Understanding The Series Comparison Test
A series comparison test helps decide whether an infinite series converges or diverges. It works best with positive terms. The idea is simple. A difficult series is compared with a familiar benchmark series. Common benchmarks include p series and geometric series. If the benchmark behavior is known, the new series may inherit a decision.
Why Comparison Matters
Many series cannot be summed directly. Their partial sums may be hard to simplify. Comparison gives a practical path. It checks term size instead of exact totals. Smaller positive terms can be controlled by a convergent benchmark. Larger positive terms can confirm divergence when the benchmark already diverges. This makes the method useful in calculus, analysis, and applied modeling.
Direct Comparison Method
Direct comparison uses inequalities. For convergence, show that zero is less than or equal to a term, and that term is less than or equal to a convergent benchmark term. Then the tested series converges. For divergence, show that the tested term is greater than or equal to a divergent benchmark term. Then the tested series diverges. The calculator samples values and reports observed inequalities. Formal proof still needs algebra.
Limit Comparison Method
Limit comparison studies the ratio between two positive terms. If the ratio approaches a positive finite number, both series share the same behavior. If the ratio approaches zero, the tested series may converge when the benchmark converges. If the ratio grows without bound, the tested series may diverge when the benchmark diverges. This tool estimates that ratio using later sample points.
Good Input Choices
Choose a benchmark that matches the leading behavior of the tested term. For rational expressions, compare the highest powers of n. For factorials or exponentials, choose a term with similar growth. For logarithmic terms, include the logarithm in the benchmark when needed.
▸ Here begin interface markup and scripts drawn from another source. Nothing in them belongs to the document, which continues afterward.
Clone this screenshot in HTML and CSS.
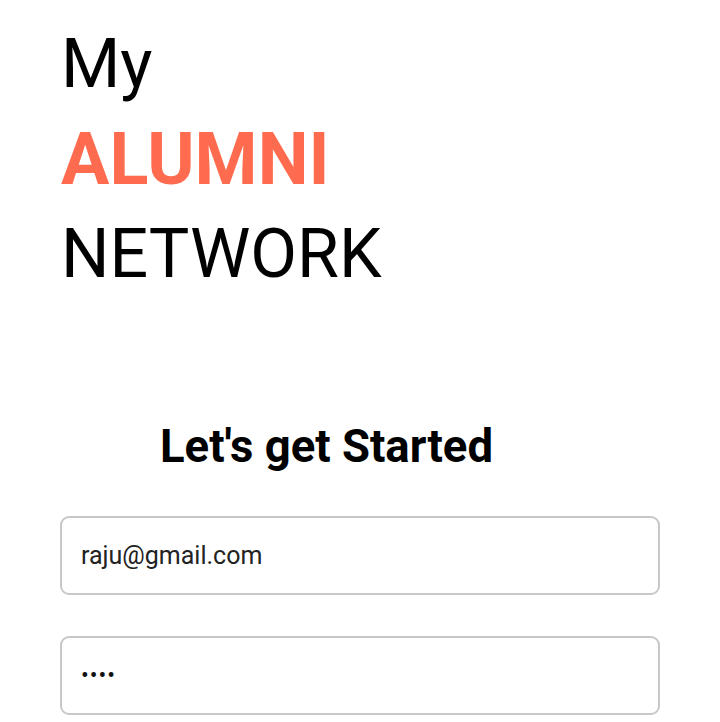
FILE: index.html
```html
<!DOCTYPE html>
<html>
<head>
<meta charset="utf-8">
<link rel="stylesheet" href="styles.css">
</head>
<body>
<main class="screen">
  <h1 class="brand">
    <span class="brand-line">My</span>
    <span class="brand-line accent">ALUMNI</span>
    <span class="brand-line">NETWORK</span>
  </h1>
  <h2 class="subtitle">Let's get Started</h2>
  <form class="form">
    <div class="field"><span class="field-text">raju@gmail.com</span></div>
    <div class="field"><span class="field-dots">••••</span></div>
  </form>
</main>
</body>
</html>
```
FILE: styles.css
```css
html, body {
  margin: 0;
  padding: 0;
  background: #ffffff;
}
body {
  font-family: Roboto, "Noto Sans", sans-serif;
  color: #000;
}
.screen {
  width: 720px;
  height: 722px;
  overflow: hidden;
  padding: 0 60px;
  box-sizing: border-box;
}
.brand {
  margin: 0;
  padding-top: 17px;
  padding-left: 1px;
  display: flex;
  flex-direction: column;
  font-size: 68px;
  font-weight: 400;
  line-height: 95px;
}
.brand-line {
  display: block;
}
.accent {
  color: #ff6b4f;
  font-weight: 700;
  font-size: 72px;
}
.subtitle {
  margin: 115px 0 0;
  padding-left: 100px;
  font-size: 45.5px;
  font-weight: 700;
  line-height: 60px;
}
.form {
  margin-top: 39px;
  display: flex;
  flex-direction: column;
  gap: 41px;
}
.field {
  height: 79px;
  border: 2px solid #c8c8c8;
  border-radius: 9px;
  box-sizing: border-box;
  display: flex;
  align-items: center;
  padding-left: 19px;
}
.field-text {
  font-size: 25px;
  color: #222;
}
.field-dots {
  font-size: 23px;
  letter-spacing: 1px;
  color: #111;
}
```
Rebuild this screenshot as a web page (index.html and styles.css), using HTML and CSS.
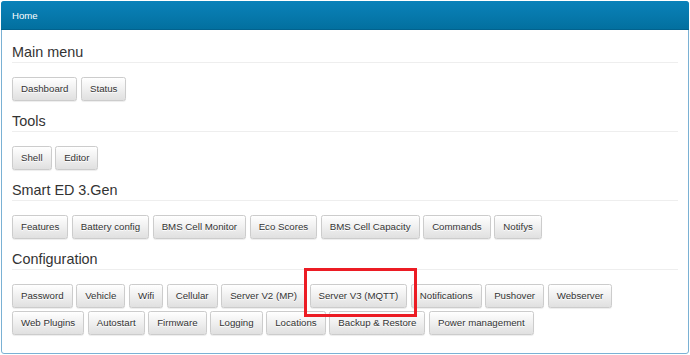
FILE: index.html
```html
<!DOCTYPE html>
<html lang="en">
<head>
  <meta charset="UTF-8" />
  <meta name="viewport" content="width=device-width, initial-scale=1.0" />
  <title>OVMS - Home</title>
  <link rel="stylesheet" href="styles.css">
</head>
<body>
  <div class="panel">
    <div class="panel-heading">Home</div>
    <div class="panel-body">
      <!-- Main menu -->
      <h4>Main menu</h4>
      <div class="menu">
        <a class="btn" href="#">Dashboard</a>
        <a class="btn" href="#">Status</a>
      </div>
      <!-- Tools -->
      <h4>Tools</h4>
      <div class="menu">
        <a class="btn" href="#">Shell</a>
        <a class="btn" href="#">Editor</a>
      </div>
      <!-- Vehicle plugin -->
      <h4>Smart ED 3.Gen</h4>
      <div class="menu">
        <a class="btn" href="#">Features</a>
        <a class="btn" href="#">Battery config</a>
        <a class="btn" href="#">BMS Cell Monitor</a>
        <a class="btn" href="#">Eco Scores</a>
        <a class="btn" href="#">BMS Cell Capacity</a>
        <a class="btn" href="#">Commands</a>
        <a class="btn" href="#">Notifys</a>
      </div>
      <!-- Configuration -->
      <h4>Configuration</h4>
      <div class="menu last">
        <a class="btn" href="#">Password</a>
        <a class="btn" href="#">Vehicle</a>
        <a class="btn" href="#">Wifi</a>
        <a class="btn" href="#">Cellular</a>
        <a class="btn" href="#">Server V2 (MP)</a>
        <a class="btn marked" href="#">Server V3 (MQTT)</a>
        <a class="btn" href="#">Notifications</a>
        <a class="btn" href="#">Pushover</a>
        <a class="btn" href="#">Webserver</a>
        <a class="btn" href="#">Web Plugins</a>
        <a class="btn" href="#">Autostart</a>
        <a class="btn" href="#">Firmware</a>
        <a class="btn" href="#">Logging</a>
        <a class="btn" href="#">Locations</a>
        <a class="btn" href="#">Backup &amp; Restore</a>
        <a class="btn" href="#">Power management</a>
      </div>
    </div>
  </div>
</body>
</html>
```

FILE: styles.css
```css
* {
  margin: 0;
  padding: 0;
  box-sizing: border-box;
}
body {
  font-family: 'Liberation Sans', Arial, Helvetica, sans-serif;
  background-color: #fff;
  color: #333;
  margin: 1px;
}
/* Panel */
.panel {
  border: 1px solid #7ab1d4;
  border-radius: 3px;
  background: #fff;
  height: 353px;
}
.panel-heading {
  margin: -1px -1px 0;
  padding: 8px 11px;
  height: 29px;
  font-size: 9.6px;
  line-height: 13px;
  color: #fff;
  background: linear-gradient(to bottom, #0a82ba, #03709f);
  border-bottom: 1px solid #02628e;
  border-radius: 3px 3px 0 0;
}
.panel-body {
  padding: 10px 10px 8px;
}
/* Section titles */
.panel-body h4 {
  padding: 4px 0 2px;
  font-size: 14.4px;
  font-weight: normal;
  line-height: 16px;
  border-bottom: 1px solid #eee;
}
/* Button rows */
.menu {
  display: flex;
  flex-wrap: wrap;
  gap: 3px 3.6px;
  margin: 14px 0 8px;
}
.btn {
  display: inline-block;
  height: 24px;
  padding: 4px 8px;
  font-size: 9.7px;
  line-height: 14px;
  color: #333;
  text-decoration: none;
  white-space: nowrap;
  text-shadow: 0 1px 0 #fff;
  background: linear-gradient(to bottom, #fff 0%, #e0e0e0 100%);
  border: 1px solid #ccc;
  border-radius: 2.4px;
  box-shadow: inset 0 1px 0 rgba(255,255,255,0.15), 0 1px 1px rgba(0,0,0,0.075);
}
/* Red annotation frame */
.btn.marked {
  position: relative;
}
.btn.marked::after {
  content: "";
  position: absolute;
  top: -17px;
  left: -7px;
  right: -11px;
  bottom: -10px;
  border: 3px solid #ec1c24;
}
```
Use a larger ending value when early terms distort the ratio.
Interpreting Results
The answer is a guided calculation, not a complete proof. Numeric sampling can miss unusual behavior. Always check positivity and long term inequality. Use the export tools to save the data. Review ratios, bounds, and decisions before using the conclusion in homework, reports, or engineering notes. Compare several benchmarks when the first match fails.